Subset Reuters TV - RTV Post 1957
Location Freetown, SIERRA LEONE
Sound (SOF)
Colourbw B/W

Establishing shots of Freetown; Colonel Juxon-Smith speaking (SOF).
SOUND ON FILM BEGINS.
QUESTIONER: But the people will they accept this military government?
JUXON-SMITH: I haven't got the slightest doubt. One of our officers, Major...... went to the provinces and his reports and observations were that the people were relieved, in fact that the army had stepped in. Because they themselves were so fed up with the political rivalries. I grew up in this country and during my boyhood days I never knew I was, one tribe was different from another. There was certainly not inter-tribal rivalries or bitterness and it is only since politics came that I became a .... and you became a .... and wouldn't sit down together. Surely, what we are trying to do now, not only rectifying the finance we are also going to rectify the moral aspect of the State which is a necessary element of it so that Mr. X who comes from the northern most part of the country should be able to sit down with Mr. Y, who comes from the south and discuss things. They wouldn't necessarily see eye to eye, no two persons think alike, but they should be able to arrive at a compromise and when they do strike a compromise they should both be able to honour that compromise.

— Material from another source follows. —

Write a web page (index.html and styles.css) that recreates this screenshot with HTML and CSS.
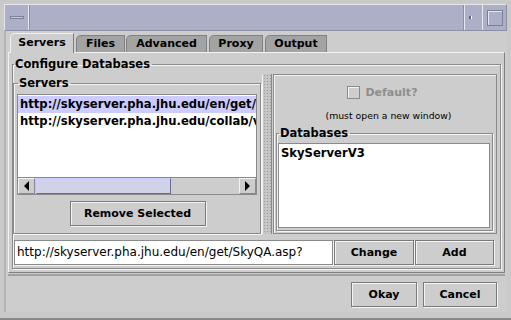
FILE: index.html
```html
<!DOCTYPE html>
<html>
<head>
<meta charset="utf-8">
<link rel="stylesheet" href="styles.css">
</head>
<body>
<div class="window">
  <div class="titlebar">
    <div class="tb-btn tb-menu"><span class="dash"></span></div>
    <div class="tb-title"></div>
    <div class="tb-btn tb-min"><span class="dot"></span></div>
    <div class="tb-btn tb-max"><span class="box"></span></div>
  </div>
  <div class="content">
    <div class="tabs">
      <div class="tab selected t-servers">Servers</div>
      <div class="tab t-files">Files</div>
      <div class="tab t-advanced">Advanced</div>
      <div class="tab t-proxy">Proxy</div>
      <div class="tab t-output">Output</div>
    </div>
    <div class="tabpanel">
      <fieldset class="group configure">
        <legend>Configure Databases</legend>
        <div class="split">
          <div class="left">
            <fieldset class="group servers">
              <legend>Servers</legend>
              <div class="listbox">
                <div class="list">
                  <div class="row sel">http://skyserver.pha.jhu.edu/en/get/SkyQA.asp?</div>
                  <div class="row">http://skyserver.pha.jhu.edu/collab/v</div>
                </div>
                <div class="hscroll">
                  <div class="arrow"><span class="tri-l"></span></div>
                  <div class="track"><div class="thumb"></div></div>
                  <div class="arrow"><span class="tri-r"></span></div>
                </div>
              </div>
              <div class="center">
                <button class="btn remove">Remove Selected</button>
              </div>
            </fieldset>
          </div>
          <div class="divider"></div>
          <div class="right">
            <div class="check">
              <span class="cb"></span><span class="cb-label">Default?</span>
            </div>
            <div class="note">(must open a new window)</div>
            <fieldset class="group dbs">
              <legend>Databases</legend>
              <div class="dblist">
                <div class="row">SkyServerV3</div>
              </div>
            </fieldset>
          </div>
        </div>
        <div class="entry">
          <div class="field">http://skyserver.pha.jhu.edu/en/get/SkyQA.asp?</div>
          <button class="btn change">Change</button>
          <button class="btn add">Add</button>
        </div>
      </fieldset>
    </div>
    <div class="footer">
      <button class="btn okay">Okay</button>
      <button class="btn cancel">Cancel</button>
    </div>
  </div>
</div>
</body>
</html>
```
FILE: styles.css
```css
* { box-sizing: border-box; }
html, body { margin: 0; padding: 0; }
body {
  width: 511px; height: 320px; overflow: hidden;
  background: #d4d4d4;
  font-family: "DejaVu Sans", sans-serif;
  font-size: 11px;
  color: #000;
}
.window {
  width: 511px; height: 320px;
  padding: 4px 4px 6px 4px;
  display: flex; flex-direction: column;
  background: #c9c9c9;
  border-bottom: 2px solid #8a8a8a;
}
.titlebar {
  height: 27px;
  display: flex;
  background: #abafc7;
  border: 1px solid #e6e6ea;
  border-right-color: #8d90a2;
  border-bottom-color: #8d90a2;
}
.tb-btn { display: flex; align-items: center; justify-content: center; border-right: 1px solid #e0e2ea; }
.tb-menu { width: 24px; border-right: 1px solid #e6e8f0; }
.tb-menu .dash { width: 14px; height: 3px; background: #c8cbd8; border: 1px solid #7d8093; }
.tb-title { flex: 1; border-left: 1px solid #8d90a2; border-right: 1px solid #8d90a2; }
.tb-min { width: 12px; border-left: 1px solid #e6e8f0; border-right: none; }
.tb-min .dot { width: 3px; height: 3px; background: #666; border-right: 1px solid #fff; }
.tb-max { width: 24px; border-left: 1px solid #e6e8f0; border-right: none; margin-left: 6px; }
.tb-max .box { width: 16px; height: 16px; border: 1px solid #7d8093; box-shadow: inset 1px 1px 0 #e6e8f0; }
.content {
  flex: 1;
  background: #cdcdcd;
  border-left: 2px solid #b4b4b4;
  display: flex; flex-direction: column;
  padding: 2px 2px 0 2px;
}
.tabs { display: flex; height: 19px; padding-left: 2px; }
.tab {
  font-weight: bold; font-size: 11px;
  text-align: center;
  background: #a3a3a3;
  border: 1px solid #808080;
  border-bottom: none;
  border-top-left-radius: 5px;
  margin-top: 2px;
  line-height: 16px;
  margin-left: 1px;
}
.tab.selected {
  background: #cdcdcd;
  border-color: #f2f2f2 #808080 transparent #f2f2f2;
  margin-top: 0;
  line-height: 18px;
  position: relative; z-index: 1;
  margin-bottom: -1px;
  margin-left: 0;
}
.t-servers { width: 64px; }
.t-files { width: 49px; margin-left: 2px; }
.t-advanced { width: 81px; }
.t-proxy { width: 54px; margin-left: 2px; }
.t-output { width: 62px; margin-left: 2px; }
.tabpanel {
  height: 221px;
  border: 1px solid #f2f2f2;
  border-right-color: #808080;
  border-bottom-color: #808080;
  padding: 4px 3px 3px 3px;
  display: flex;
}
fieldset.group {
  margin: 0; padding: 0;
  border: 1px solid #8a8a8a;
  box-shadow: 1px 1px 0 #f4f4f4, inset 1px 1px 0 #f4f4f4;
  min-width: 0;
}
fieldset.group > legend {
  font-weight: bold; font-size: 11.5px;
  padding: 0 2px 0 1px;
  margin-left: 1px;
  line-height: 14px;
}
.configure { flex: 1; display: flex; flex-direction: column; padding: 0 3px 3px 0 !important; }
.split { display: flex; height: 160px; margin-top: 3px; }
.left { width: 248px; display: flex; padding-top: 2px; }
.servers { flex: 1; display: flex; flex-direction: column; padding: 0 3px 6px 3px !important; }
.listbox { height: 101px; border: 1px solid #8a8a8a; background: #fff; display: flex; flex-direction: column; margin-top: 4px; }
.list { flex: 1; overflow: hidden; white-space: nowrap; padding-top: 1px; }
.row { font-weight: bold; font-size: 11.6px; line-height: 17px; padding-left: 2px; }
.row.sel { background: #ccccff; }
.hscroll { height: 17px; display: flex; background: #cdcdcd; border-top: 1px solid #8a8a8a; }
.arrow {
  width: 17px; display: flex; align-items: center; justify-content: center;
  border: 1px solid #f4f4f4; border-right-color: #8a8a8a; border-bottom-color: #8a8a8a;
}
.tri-l { width: 0; height: 0; border-top: 5px solid transparent; border-bottom: 5px solid transparent; border-right: 5px solid #000; }
.tri-r { width: 0; height: 0; border-top: 5px solid transparent; border-bottom: 5px solid transparent; border-left: 5px solid #000; }
.track { flex: 1; padding: 0 68px 0 1px; display: flex; }
.thumb {
  flex: 1;
  background-color: #a9acc9;
  background-image: radial-gradient(#d2d4e8 0.7px, transparent 0.9px);
  background-size: 2px 2px;
  border: 1px solid #ccccff; border-right-color: #6a6d8a; border-bottom-color: #6a6d8a;
}
.center { display: flex; justify-content: center; padding-top: 6px; }
.btn {
  font-family: "DejaVu Sans", sans-serif;
  font-weight: bold; font-size: 11px;
  background: #cdcdcd;
  border: 1px solid #7a7a7a;
  box-shadow: inset 1px 1px 0 #f4f4f4, 1px 1px 0 #f4f4f4;
  padding: 0; margin: 0;
  color: #000;
}
.remove { width: 136px; height: 25px; margin-left: 1px; }
.divider {
  width: 10px; margin: 0 0 0 1px;
  background-color: #c6c6c6;
  background-image: radial-gradient(#9a9a9a 0.6px, transparent 0.8px);
  background-size: 3px 3px;
  border-left: 1px solid #f0f0f0; border-right: 1px solid #8a8a8a;
}
.right {
  flex: 1;
  border: 1px solid #8a8a8a;
  box-shadow: inset 1px 1px 0 #f4f4f4;
  display: flex; flex-direction: column; align-items: stretch;
  padding: 8px 3px 2px 2px;
  margin-left: 1px;
}
.check { display: flex; align-items: center; justify-content: center; gap: 5px; height: 18px; padding-right: 4px; }
.cb { width: 13px; height: 13px; border: 1px solid #8a8a8a; box-shadow: inset 1px 1px 0 #f4f4f4; }
.cb-label { font-weight: bold; font-size: 11px; color: #8e8e8e; }
.note { text-align: center; font-size: 9.3px; height: 14px; line-height: 14px; margin-top: 8px; padding-left: 8px; }
.dbs { flex: 1; display: flex; padding: 3px 2px 2px 1px !important; margin-top: 3px !important; }
.dblist { flex: 1; background: #fff; border: 1px solid #8a8a8a; padding-top: 1px; }
.entry { display: flex; height: 25px; margin: 6px 3px 0 1px; gap: 1px; }
.field {
  width: 319px; background: #fff;
  border: 1px solid #8a8a8a; box-shadow: 1px 1px 0 #f4f4f4;
  font-size: 12px; line-height: 22px; padding-left: 2px; white-space: nowrap; overflow: hidden;
}
.change { width: 80px; }
.add { flex: 1; }
.footer {
  flex: 1;
  border-top: 2px solid #a0a0a0;
  margin-top: 1px;
  display: flex; justify-content: flex-end; align-items: flex-start;
  padding: 6px 8px 0 0; gap: 6px;
}
.okay { width: 66px; height: 25px; }
.cancel { width: 74px; height: 25px; }
```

QUESTIONER: But you are blaming fairly and squarely the politicians for this.
JUXON-SMITH: Most definitely. They have run the situation so recklessly and so poorly, I mean they were all fighting for power. Those who had it didn't want to give up and we would have failed in our duty, by that I mean the army and the police, to our country and to posterity and to the world if we had let the blood of our brothers and sisters run the streets of Freetown just to fill up somebody's pockets.
QUESTIONER: Thank you very much.
SOUND OF FILM ENDS.

Initials
EDITORS: OUR PROD. NO. 3050/67 "SIERRA LEONE: "COLONEL JUXON-SMITH TELLS NEWSMEN IN FREETOWN THAT HIS REGIME WILL REMOVE TRIBALISM" SERVICE 31 MARCH, 1967 REFERS.